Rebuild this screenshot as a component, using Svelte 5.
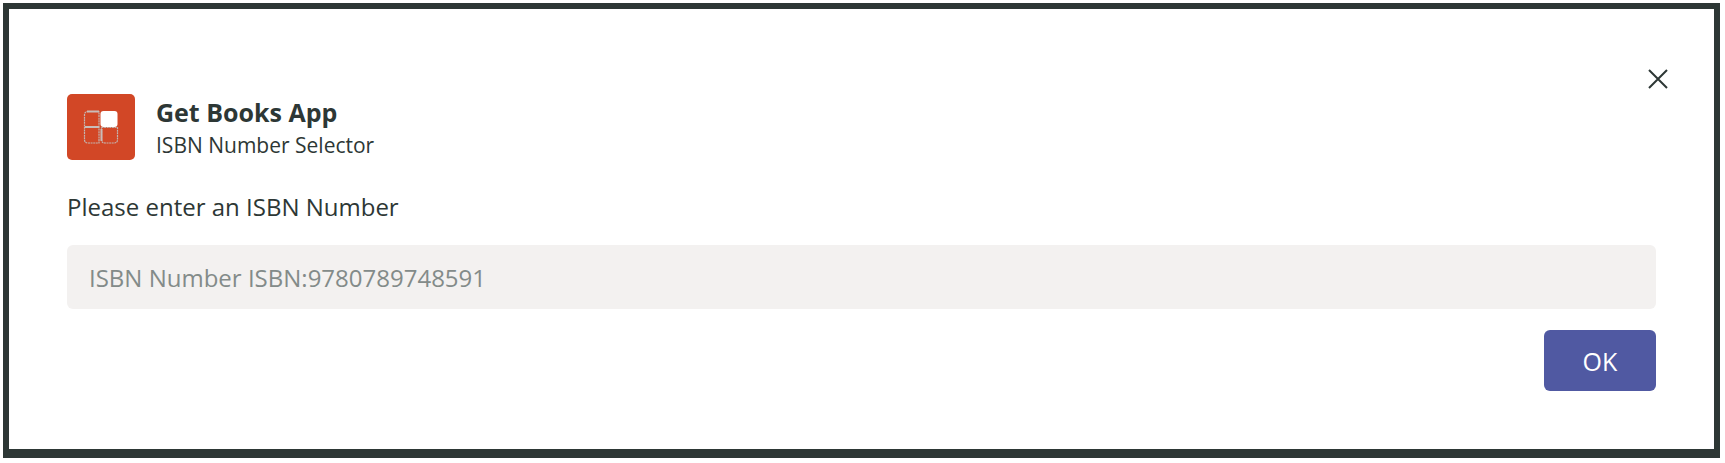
<script>
  let isbn = $state('');
</script>

<main class="dialog">
  <header>
    <svg class="logo" viewBox="0 0 68 66" aria-hidden="true">
      <rect width="68" height="66" rx="5" fill="#d24726" />
      <g fill="none" stroke="#c4b5b0" stroke-width="1.2" stroke-dasharray="2 .6">
        <path d="M32 17.500H21q-3.500 0-3.500 3.500v11.500H32z" />
        <path d="M17.500 33.500H32V49H21q-3.500 0-3.500-3.500z" />
        <path d="M34.500 33.500H50.500V45.500q0 3.500-3.500 3.500H38q-3.500 0-3.500-3.500z" />
      </g>
      <path d="M18 33H32M20 17.500H32M34.500 35V47" stroke="#c9bdb9" stroke-width="2" />
      <rect x="33.500" y="17" width="17" height="16" rx="3" fill="#fff" />
    </svg>
    <div class="titles">
      <h1>Get Books App</h1>
      <p>ISBN Number Selector</p>
    </div>
    <button class="close" type="button" aria-label="Close">
      <svg viewBox="0 0 20 20" aria-hidden="true">
        <path d="M1 1L19 19M19 1L1 19" stroke="#2d3735" stroke-width="2" />
      </svg>
    </button>
  </header>
  <form onsubmit={(event) => event.preventDefault()}>
    <label for="isbn">Please enter an ISBN Number</label>
    <input id="isbn" type="text" placeholder="ISBN Number ISBN:9780789748591" bind:value={isbn} />
    <button class="ok" type="submit">OK</button>
  </form>
</main>

<style>
  :global(body) {
    background: #fff;
  }
  .dialog {
    box-sizing: border-box;
    margin: 3px 5px 0 3px;
    padding: 60px 58px 58px;
    border: 6px solid #2d3735;
    border-bottom-width: 9px;
    background: #fff;
    color: #2d3735;
    font-family: "Open Sans", "Noto Sans", sans-serif;
    font-size: 24px;
    line-height: 32px;
  }
  header {
    display: flex;
    align-items: flex-start;
  }
  .logo {
    width: 68px;
    height: 66px;
    margin-top: 25px;
    flex: none;
  }
  .titles {
    flex: 1;
    margin: 25px 0 0 21px;
  }
  h1,
  p {
    margin: 0;
  }
  h1 {
    font-size: 25px;
    font-weight: 700;
    line-height: 37px;
  }
  p {
    font-size: 21px;
    line-height: 28px;
  }
  button {
    padding: 0;
    border: 0;
    font: inherit;
    cursor: pointer;
  }
  .close {
    display: flex;
    margin-right: -12px;
    background: transparent;
  }
  .close svg {
    width: 20px;
    height: 20px;
  }
  form {
    display: flex;
    flex-direction: column;
  }
  label {
    margin: 31px 0 22px;
  }
  input {
    box-sizing: border-box;
    width: 100%;
    height: 64px;
    padding: 0 22px;
    border: 0;
    border-radius: 6px;
    background: #f3f1f0;
    color: #2d3735;
    font: inherit;
  }
  input::placeholder {
    color: #838b89;
    opacity: 1;
  }
  .ok {
    align-self: flex-end;
    width: 112px;
    height: 61px;
    margin-top: 21px;
    border-radius: 6px;
    background: #5059a2;
    color: #fff;
    font-size: 25px;
  }
</style>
---*---
*Your goal*
Reproduce each line exactly as it appears, omitting the pictures.

*Result of this task*
Rebuild this screenshot as a component, using Svelte 5.
<script>
  let isbn = $state('');
</script>

<main class="dialog">
  <header>
    <svg class="logo" viewBox="0 0 68 66" aria-hidden="true">
      <rect width="68" height="66" rx="5" fill="#d24726" />
      <g fill="none" stroke="#c4b5b0" stroke-width="1.2" stroke-dasharray="2 .6">
        <path d="M32 17.500H21q-3.500 0-3.500 3.500v11.500H32z" />
        <path d="M17.500 33.500H32V49H21q-3.500 0-3.500-3.500z" />
        <path d="M34.500 33.500H50.500V45.500q0 3.500-3.500 3.500H38q-3.500 0-3.500-3.500z" />
      </g>
      <path d="M18 33H32M20 17.500H32M34.500 35V47" stroke="#c9bdb9" stroke-width="2" />
      <rect x="33.500" y="17" width="17" height="16" rx="3" fill="#fff" />
    </svg>
    <div class="titles">
      <h1>Get Books App</h1>
      <p>ISBN Number Selector</p>
    </div>
    <button class="close" type="button" aria-label="Close">
      <svg viewBox="0 0 20 20" aria-hidden="true">
        <path d="M1 1L19 19M19 1L1 19" stroke="#2d3735" stroke-width="2" />
      </svg>
    </button>
  </header>
  <form onsubmit={(event) => event.preventDefault()}>
    <label for="isbn">Please enter an ISBN Number</label>
    <input id="isbn" type="text" placeholder="ISBN Number ISBN:9780789748591" bind:value={isbn} />
    <button class="ok" type="submit">OK</button>
  </form>
</main>

<style>
  :global(body) {
    background: #fff;
  }
  .dialog {
    box-sizing: border-box;
    margin: 3px 5px 0 3px;
    padding: 60px 58px 58px;
    border: 6px solid #2d3735;
    border-bottom-width: 9px;
    background: #fff;
    color: #2d3735;
    font-family: "Open Sans", "Noto Sans", sans-serif;
    font-size: 24px;
    line-height: 32px;
  }
  header {
    display: flex;
    align-items: flex-start;
  }
  .logo {
    width: 68px;
    height: 66px;
    margin-top: 25px;
    flex: none;
  }
  .titles {
    flex: 1;
    margin: 25px 0 0 21px;
  }
  h1,
  p {
    margin: 0;
  }
  h1 {
    font-size: 25px;
    font-weight: 700;
    line-height: 37px;
  }
  p {
    font-size: 21px;
    line-height: 28px;
  }
  button {
    padding: 0;
    border: 0;
    font: inherit;
    cursor: pointer;
  }
  .close {
    display: flex;
    margin-right: -12px;
    background: transparent;
  }
  .close svg {
    width: 20px;
    height: 20px;
  }
  form {
    display: flex;
    flex-direction: column;
  }
  label {
    margin: 31px 0 22px;
  }
  input {
    box-sizing: border-box;
    width: 100%;
    height: 64px;
    padding: 0 22px;
    border: 0;
    border-radius: 6px;
    background: #f3f1f0;
    color: #2d3735;
    font: inherit;
  }
  input::placeholder {
    color: #838b89;
    opacity: 1;
  }
  .ok {
    align-self: flex-end;
    width: 112px;
    height: 61px;
    margin-top: 21px;
    border-radius: 6px;
    background: #5059a2;
    color: #fff;
    font-size: 25px;
  }
</style>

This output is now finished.